Norfolk was always a place of cultural exchange. From human settlers, right down to pottery styles, Norfolk’s archaeological history shows us ideas were moving between Britain and mainland Europe. It’s a similar story on a national level. Norfolk and its environs have always influenced the rest of Britain. A notable example which relates to our sites is the St Benet’s Abbey pilgrimage.
St Benet’s Abbey was constructed around the eleventh century, and in 1019 King Cnut granted them several nearby manors and their land. It was quite possibly due to Cnut’s generosity that so many monks of St Benet’s participated in the site he founded a year later. This was St Edmundsbury Cathedral, in the present-day town of Bury St Edmunds. The cathedral was constructed to house the remains of the nineth century saint Edmund the Martyr. A convoy of thirteen monks walked fifty miles from St Benet’s Abbey to the new site, representing nearly half of the former’s members. They brought art, books, and furniture with them to furnish the new cathedral, and assisted in construction efforts. The generosity was even more notable by the fact that all of these came from the much smaller abbey they had come from.
This donation was a remarkable act of charity, especially since at this point, St Benet’s Abbey was only an earth and timber church, with no religious relics of its own.
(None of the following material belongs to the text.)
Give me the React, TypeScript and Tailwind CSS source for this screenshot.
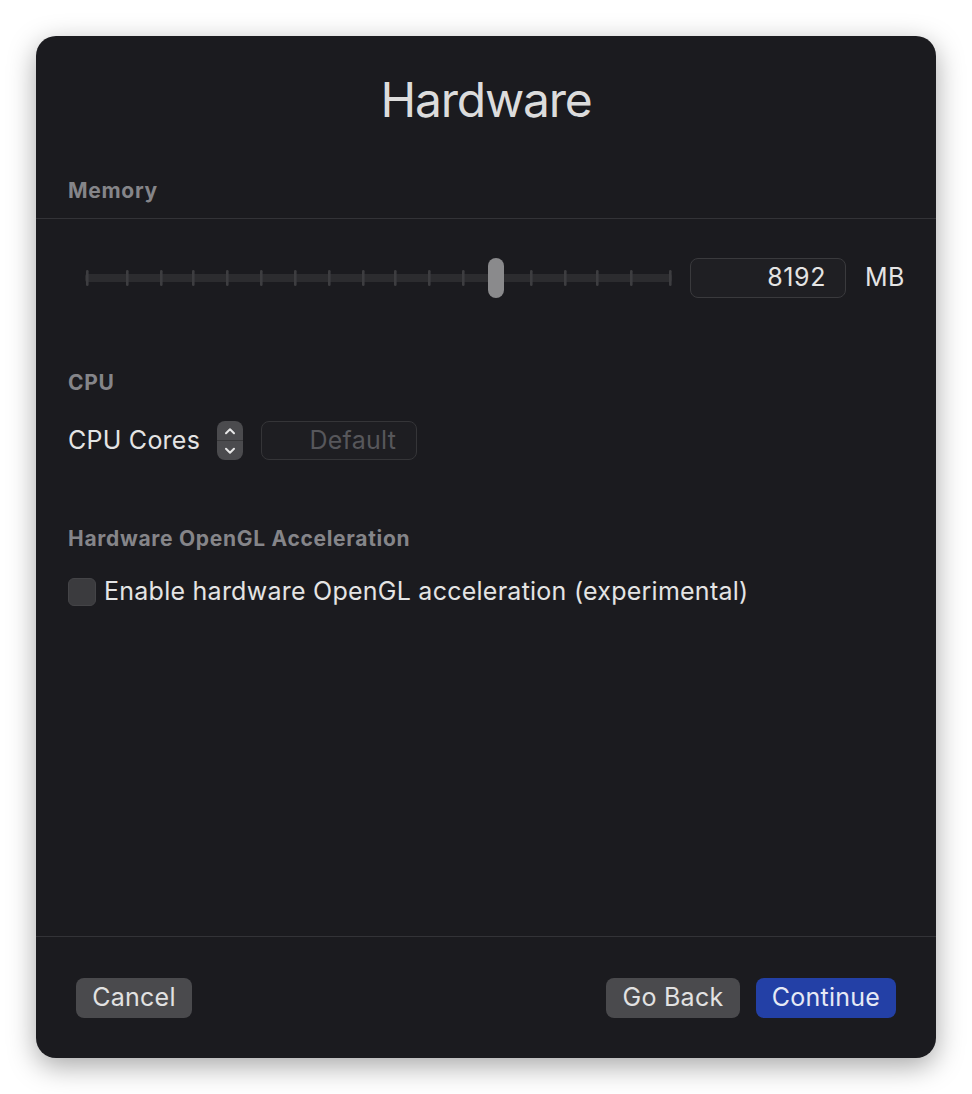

But then much of this was by design, due to the doctrine laid out in The Rule of St Benedict. This text required all Benedictine monks to swear three vows: obedience, chastity, and above all poverty. The last vow required a total renunciation of worldly possessions. Donating them to a much larger and more spiritually significant site, such as St Edmund’s, would have been an effective way of doing this. The Rule also mandated that Benedictine monks be sworn to silence for most of the time, so as to dedicate themselves to worship. Monks weren’t even allowed to talk over supper. This gave them a reputation for studiousness, and often made them go-to figures for manual work, such as with the cathedral.
Their journey began the annual pilgrimage from St Benet’s to St Edmundsbury, one which still continues to this day. This year’s pilgrims will coincide their pilgrimage with the millennium anniversary of St Edmundsbury. These celebrations had to be postponed for the last two years due to successive lockdowns, but the fact they are continuing nonetheless is a testament to the durability of St Edmundsbury, St Benet’s Abbey, and what they still mean for many people. Our world currently seems to be constantly on the throes of upheaveal. We are plagued by economic, political, and environmental uncertainty. In the midst of all this, the persistence of the St Benet’s pilgrimage is a small relief, a reminder of the endurance of our traditions.